START Dataset content

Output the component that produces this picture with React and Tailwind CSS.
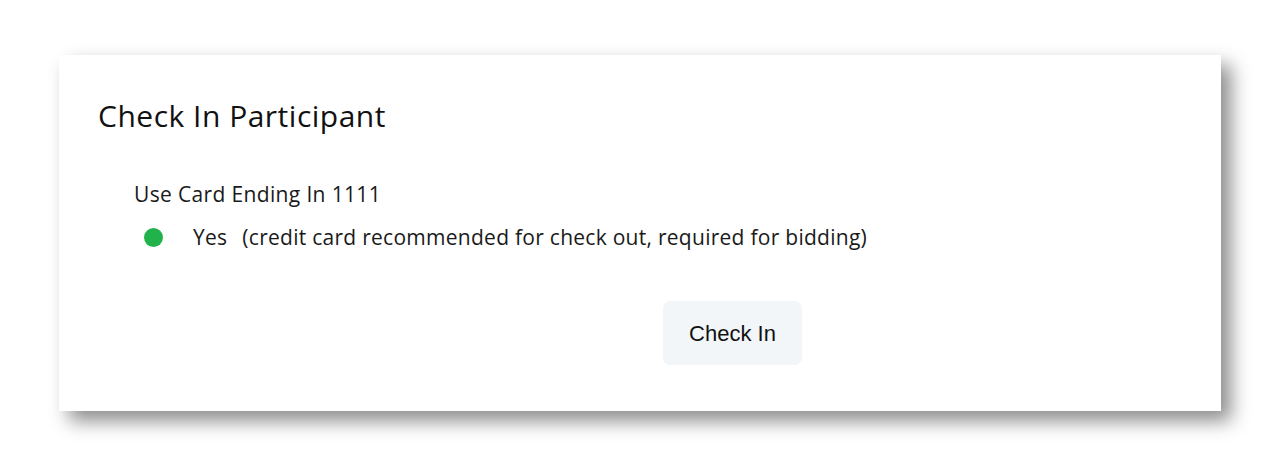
export default function App() {
  return (
    <div className="w-[1280px] h-[472px] bg-white pt-[55px] pl-[59px]" style={{ fontFamily: "'Open Sans', Roboto, sans-serif" }}>
      <div className="w-[1162px] h-[356px] bg-white shadow-[10px_10px_18px_rgba(0,0,0,0.45)] flex flex-col pt-[100px] relative">
        <div className="absolute left-[39px] top-[41px] text-[30px] leading-[40px] tracking-[0.5px] text-[#111]">Check In Participant</div>
        <div className="pl-[75px] text-[21px] leading-[28px] tracking-[0.35px] text-[#1a1a1a] mt-[25px]">Use Card Ending In 1111</div>
        <div className="pl-[85px] flex items-center mt-[15px] text-[21px] leading-[28px] tracking-[0.27px] text-[#1a1a1a]">
          <span className="w-[19px] h-[19px] rounded-full bg-[#22b24c] inline-block"></span>
          <span className="ml-[30px]">Yes</span>
          <span className="ml-[15px]">(credit card recommended for check out, required for bidding)</span>
        </div>
        <div className="pl-[604px] mt-[50px]">
          <button className="w-[139px] h-[64px] rounded-[7px] bg-[#f3f6f9] text-[22px] text-[#111]" style={{ fontFamily: "'Liberation Sans', Arial, sans-serif" }}>Check In</button>
        </div>
      </div>
    </div>
  );
}
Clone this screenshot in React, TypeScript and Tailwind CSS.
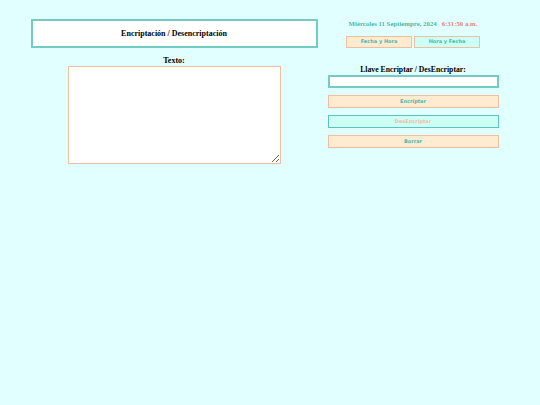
export default function App() {
  return (
    <div className="min-h-[405px] w-full bg-[#e0fffe] font-['Liberation_Serif',serif]">
      <div className="flex">
        {/* Left column */}
        <div className="flex w-[348px] flex-col items-center pt-[19px]">
          <div className="flex h-[29px] w-[287px] items-center justify-center border-2 border-[#74cbc4] bg-white">
            <h1 className="text-[8px] font-bold text-black">Encriptación / Desencriptación</h1>
          </div>
          <p className="mt-[8px] text-[8px] font-bold leading-[10px] text-black">Texto:</p>
          <textarea className="h-[98px] w-[213px] resize border border-[#efbfa0] bg-white outline-none" />
        </div>

        {/* Right column */}
        <div className="ml-[-20px] flex w-[170px] flex-col items-center pt-[19px]">
          <div className="flex gap-[5px] whitespace-nowrap text-[6.8px] font-bold leading-[10px]">
            <span className="text-[#48b9ad]">Miércoles 11 Septiempre, 2024</span>
            <span className="text-[#e08484]">6:31:50 a.m.</span>
          </div>
          <div className="mt-[7px] flex gap-[2px] font-['DejaVu_Sans',sans-serif]">
            <button className="h-[12px] w-[66px] border border-[#efbfa0] bg-[#ffebd0] text-[5px] font-bold text-[#48b9ad]">
              Fecha y Hora
            </button>
            <button className="h-[12px] w-[66px] border border-[#efbfa0] bg-[#ccfff6] text-[5px] font-bold text-[#48b9ad]">
              Hora y Fecha
            </button>
          </div>
          <p className="mt-[17px] whitespace-nowrap text-[7.7px] font-bold leading-[10px] text-black">
            Llave Encriptar / DesEncriptar:
          </p>
          <input className="h-[13px] w-[171px] border-2 border-[#74cbc4] bg-white outline-none" />
          <div className="mt-[7px] flex flex-col gap-[7px] font-['DejaVu_Sans',sans-serif]">
            <button className="h-[13px] w-[171px] border border-[#efbfa0] bg-[#ffebd0] text-[5px] font-bold text-[#48b9ad]">
              Encriptar
            </button>
            <button className="h-[13px] w-[171px] border border-[#5cc2ba] bg-[#ccfff6] text-[5px] font-bold text-[#efbfa0]">
              DesEncriptar
            </button>
            <button className="h-[13px] w-[171px] border border-[#efbfa0] bg-[#ffebd0] text-[5px] font-bold text-[#48b9ad]">
              Borrar
            </button>
          </div>
        </div>
      </div>
    </div>
  )
}
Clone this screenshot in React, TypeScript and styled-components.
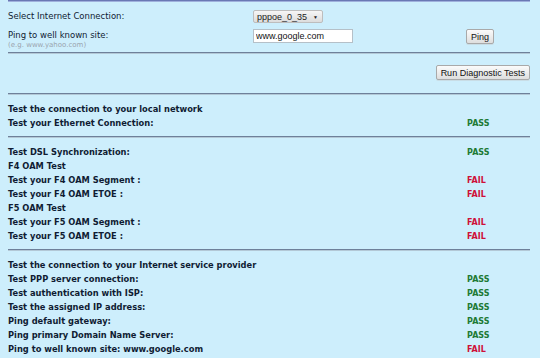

END Dataset content

• [Stated task] Any pictures should be dropped; transcribe the rest of the records above exactly.

• [Written solution]
Output the component that produces this picture with React and Tailwind CSS.
export default function App() {
  return (
    <div className="w-[1280px] h-[472px] bg-white pt-[55px] pl-[59px]" style={{ fontFamily: "'Open Sans', Roboto, sans-serif" }}>
      <div className="w-[1162px] h-[356px] bg-white shadow-[10px_10px_18px_rgba(0,0,0,0.45)] flex flex-col pt-[100px] relative">
        <div className="absolute left-[39px] top-[41px] text-[30px] leading-[40px] tracking-[0.5px] text-[#111]">Check In Participant</div>
        <div className="pl-[75px] text-[21px] leading-[28px] tracking-[0.35px] text-[#1a1a1a] mt-[25px]">Use Card Ending In 1111</div>
        <div className="pl-[85px] flex items-center mt-[15px] text-[21px] leading-[28px] tracking-[0.27px] text-[#1a1a1a]">
          <span className="w-[19px] h-[19px] rounded-full bg-[#22b24c] inline-block"></span>
          <span className="ml-[30px]">Yes</span>
          <span className="ml-[15px]">(credit card recommended for check out, required for bidding)</span>
        </div>
        <div className="pl-[604px] mt-[50px]">
          <button className="w-[139px] h-[64px] rounded-[7px] bg-[#f3f6f9] text-[22px] text-[#111]" style={{ fontFamily: "'Liberation Sans', Arial, sans-serif" }}>Check In</button>
        </div>
      </div>
    </div>
  );
}
Clone this screenshot in React, TypeScript and Tailwind CSS.
export default function App() {
  return (
    <div className="min-h-[405px] w-full bg-[#e0fffe] font-['Liberation_Serif',serif]">
      <div className="flex">
        {/* Left column */}
        <div className="flex w-[348px] flex-col items-center pt-[19px]">
          <div className="flex h-[29px] w-[287px] items-center justify-center border-2 border-[#74cbc4] bg-white">
            <h1 className="text-[8px] font-bold text-black">Encriptación / Desencriptación</h1>
          </div>
          <p className="mt-[8px] text-[8px] font-bold leading-[10px] text-black">Texto:</p>
          <textarea className="h-[98px] w-[213px] resize border border-[#efbfa0] bg-white outline-none" />
        </div>

        {/* Right column */}
        <div className="ml-[-20px] flex w-[170px] flex-col items-center pt-[19px]">
          <div className="flex gap-[5px] whitespace-nowrap text-[6.8px] font-bold leading-[10px]">
            <span className="text-[#48b9ad]">Miércoles 11 Septiempre, 2024</span>
            <span className="text-[#e08484]">6:31:50 a.m.</span>
          </div>
          <div className="mt-[7px] flex gap-[2px] font-['DejaVu_Sans',sans-serif]">
            <button className="h-[12px] w-[66px] border border-[#efbfa0] bg-[#ffebd0] text-[5px] font-bold text-[#48b9ad]">
              Fecha y Hora
            </button>
            <button className="h-[12px] w-[66px] border border-[#efbfa0] bg-[#ccfff6] text-[5px] font-bold text-[#48b9ad]">
              Hora y Fecha
            </button>
          </div>
          <p className="mt-[17px] whitespace-nowrap text-[7.7px] font-bold leading-[10px] text-black">
            Llave Encriptar / DesEncriptar:
          </p>
          <input className="h-[13px] w-[171px] border-2 border-[#74cbc4] bg-white outline-none" />
          <div className="mt-[7px] flex flex-col gap-[7px] font-['DejaVu_Sans',sans-serif]">
            <button className="h-[13px] w-[171px] border border-[#efbfa0] bg-[#ffebd0] text-[5px] font-bold text-[#48b9ad]">
              Encriptar
            </button>
            <button className="h-[13px] w-[171px] border border-[#5cc2ba] bg-[#ccfff6] text-[5px] font-bold text-[#efbfa0]">
              DesEncriptar
            </button>
            <button className="h-[13px] w-[171px] border border-[#efbfa0] bg-[#ffebd0] text-[5px] font-bold text-[#48b9ad]">
              Borrar
            </button>
          </div>
        </div>
      </div>
    </div>
  )
}
Clone this screenshot in React, TypeScript and styled-components.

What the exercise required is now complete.